Translocation of silica nanospheres through giant unilamellar vesicles (GUVs) induced by a high frequency electromagnetic field
Abstract
Membrane model systems capable of mimicking live cell membranes were used for the first time in studying the effects arising from electromagnetic fields (EMFs) of 18 GHz where membrane permeability was observed following exposure. A present lack of understanding of the mechanisms that drive such a rapid change in membrane permeabilization as well as any structural or dynamic changes imparted on biomolecules affected by high-frequency electromagnetic irradiation limits the use of 18 GHz EMFs in biomedical applications.

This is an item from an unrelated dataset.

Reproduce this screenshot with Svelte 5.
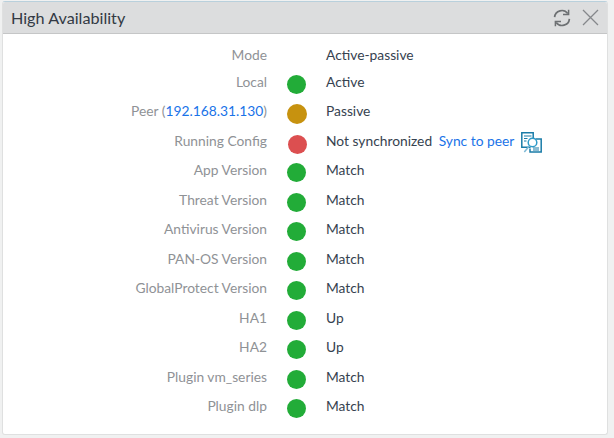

A phospholipid, 1,2-dioleoyl-sn-glycero-3-phosphocholine (DOPC) labelled with a fluorescent marker 1,2-dioleoyl-sn-glycero-3-phosphoethanolamine-N-(lissamine rhodamine B sulfonyl) (rhodamine-DOPE) was used in constructing the giant unilamellar vesicles (GUVs). After three cycles of exposure, enhanced membrane permeability was observed by the internalisation of hydrophilic silica nanospheres of 23.5 nm and their clusters. All-atom molecular dynamics simulations of 1-palmitoyl-2-oleoyl-sn-glycero-3-phosphocholine (POPC) membranes exposed to high frequency electric fields of different field strengths showed that within the simulation timeframe only extremely high strength fields were able to cause an increase in the interfacial water dynamics characterized by water dipole realignments. However, a lower strength, high frequency EMF induced changes of the water hydrogen bond network, which may contribute to the mechanisms that facilitate membrane permeabilization in a longer timeframe.